Exactly as written, retype the listing below, omitting the pictures.
────────────────────────────────────────
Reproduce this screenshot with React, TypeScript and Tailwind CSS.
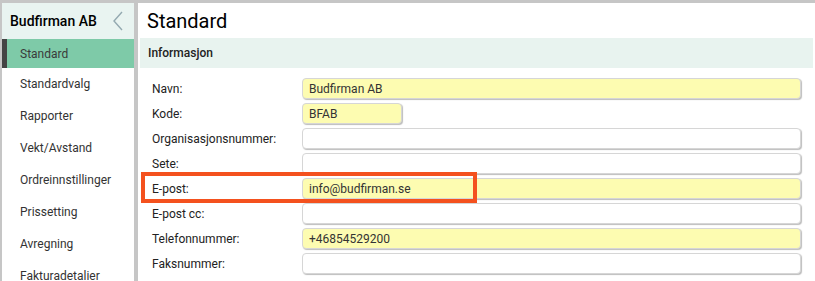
import React from "react";

const menu = [
  "Standard",
  "Standardvalg",
  "Rapporter",
  "Vekt/Avstand",
  "Ordreinnstillinger",
  "Prissetting",
  "Avregning",
  "Fakturadetalier",
];

type Field = { label: string; value?: string; required?: boolean; short?: boolean };

const fields: Field[] = [
  { label: "Navn:", value: "Budfirman AB", required: true },
  { label: "Kode:", value: "BFAB", required: true, short: true },
  { label: "Organisasjonsnummer:" },
  { label: "Sete:" },
  { label: "E-post:", value: "info@budfirman.se", required: true },
  { label: "E-post cc:" },
  { label: "Telefonnummer:", value: "+46854529200", required: true },
  { label: "Faksnummer:" },
];

function Sidebar() {
  return (
    <aside className="w-[132px] shrink-0 bg-white flex flex-col overflow-hidden">
      <div className="h-[36px] shrink-0 bg-[#e9f4f1] flex items-center justify-between pl-[8px] pr-[10px]">
        <span className="text-[14px] font-medium text-black">Budfirman AB</span>
        <svg width="12" height="22" viewBox="0 0 12 22" fill="none">
          <path d="M10 2 L2 11 L10 20" stroke="#93a9b0" strokeWidth="1.4" />
        </svg>
      </div>
      {menu.map((item, i) =>
        i === 0 ? (
          <div
            key={item}
            className="h-[29px] shrink-0 flex items-center bg-[#7ecaa8] border-l-[5px] border-[#444444] pl-[13px] text-[12px] text-[#3a3a3a]"
          >
            {item}
          </div>
        ) : (
          <div key={item} className="h-[32px] shrink-0 flex items-center pl-[18px] text-[12px] text-[#333333]">
            {item}
          </div>
        )
      )}
    </aside>
  );
}

function FormRow({ field }: { field: Field }) {
  return (
    <div className="h-[25px] flex items-center">
      <label className="w-[150px] shrink-0 text-[12px] text-[#222222]">{field.label}</label>
      <div
        className={`h-[21px] ${field.short ? "w-[100px]" : "flex-1"} rounded-[4px] border border-[#d6d6d6] shadow-[1px_1px_1px_#bdbdbd] flex items-center px-[6px] text-[12px] text-[#333333] ${
          field.required ? "bg-[#fdfcb1]" : "bg-white"
        }`}
      >
        {field.value}
      </div>
    </div>
  );
}

export default function App() {
  return (
    <div
      className="h-[281px] w-[815px] overflow-hidden bg-[#c6c6c6] pt-[3px] pl-[2px] flex gap-[4px]"
      style={{ fontFamily: "Roboto, 'Noto Sans', sans-serif" }}
    >
      <Sidebar />
      <main className="flex-1 bg-white flex flex-col overflow-hidden">
        <div className="h-[35px] shrink-0 flex items-center pl-[9px] text-[20px] text-black">Standard</div>
        <div className="h-[30px] shrink-0 mx-[2px] bg-[#e8f3ef] flex items-center pl-[8px] text-[12px] font-medium text-[#222222]">
          Informasjon
        </div>
        <div className="relative pt-[8px] pl-[14px] pr-[14px]">
          {fields.map((f) => (
            <FormRow key={f.label} field={f} />
          ))}
          <div className="absolute left-[3px] top-[104px] w-[336px] h-[31px] border-4 border-[#f4511e]" />
        </div>
      </main>
    </div>
  );
}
────────────────────────────────────────
**FINAL ANSWER:**
Reproduce this screenshot with React, TypeScript and Tailwind CSS.
import React from "react";

const menu = [
  "Standard",
  "Standardvalg",
  "Rapporter",
  "Vekt/Avstand",
  "Ordreinnstillinger",
  "Prissetting",
  "Avregning",
  "Fakturadetalier",
];

type Field = { label: string; value?: string; required?: boolean; short?: boolean };

const fields: Field[] = [
  { label: "Navn:", value: "Budfirman AB", required: true },
  { label: "Kode:", value: "BFAB", required: true, short: true },
  { label: "Organisasjonsnummer:" },
  { label: "Sete:" },
  { label: "E-post:", value: "info@budfirman.se", required: true },
  { label: "E-post cc:" },
  { label: "Telefonnummer:", value: "+46854529200", required: true },
  { label: "Faksnummer:" },
];

function Sidebar() {
  return (
    <aside className="w-[132px] shrink-0 bg-white flex flex-col overflow-hidden">
      <div className="h-[36px] shrink-0 bg-[#e9f4f1] flex items-center justify-between pl-[8px] pr-[10px]">
        <span className="text-[14px] font-medium text-black">Budfirman AB</span>
        <svg width="12" height="22" viewBox="0 0 12 22" fill="none">
          <path d="M10 2 L2 11 L10 20" stroke="#93a9b0" strokeWidth="1.4" />
        </svg>
      </div>
      {menu.map((item, i) =>
        i === 0 ? (
          <div
            key={item}
            className="h-[29px] shrink-0 flex items-center bg-[#7ecaa8] border-l-[5px] border-[#444444] pl-[13px] text-[12px] text-[#3a3a3a]"
          >
            {item}
          </div>
        ) : (
          <div key={item} className="h-[32px] shrink-0 flex items-center pl-[18px] text-[12px] text-[#333333]">
            {item}
          </div>
        )
      )}
    </aside>
  );
}

function FormRow({ field }: { field: Field }) {
  return (
    <div className="h-[25px] flex items-center">
      <label className="w-[150px] shrink-0 text-[12px] text-[#222222]">{field.label}</label>
      <div
        className={`h-[21px] ${field.short ? "w-[100px]" : "flex-1"} rounded-[4px] border border-[#d6d6d6] shadow-[1px_1px_1px_#bdbdbd] flex items-center px-[6px] text-[12px] text-[#333333] ${
          field.required ? "bg-[#fdfcb1]" : "bg-white"
        }`}
      >
        {field.value}
      </div>
    </div>
  );
}

export default function App() {
  return (
    <div
      className="h-[281px] w-[815px] overflow-hidden bg-[#c6c6c6] pt-[3px] pl-[2px] flex gap-[4px]"
      style={{ fontFamily: "Roboto, 'Noto Sans', sans-serif" }}
    >
      <Sidebar />
      <main className="flex-1 bg-white flex flex-col overflow-hidden">
        <div className="h-[35px] shrink-0 flex items-center pl-[9px] text-[20px] text-black">Standard</div>
        <div className="h-[30px] shrink-0 mx-[2px] bg-[#e8f3ef] flex items-center pl-[8px] text-[12px] font-medium text-[#222222]">
          Informasjon
        </div>
        <div className="relative pt-[8px] pl-[14px] pr-[14px]">
          {fields.map((f) => (
            <FormRow key={f.label} field={f} />
          ))}
          <div className="absolute left-[3px] top-[104px] w-[336px] h-[31px] border-4 border-[#f4511e]" />
        </div>
      </main>
    </div>
  );
}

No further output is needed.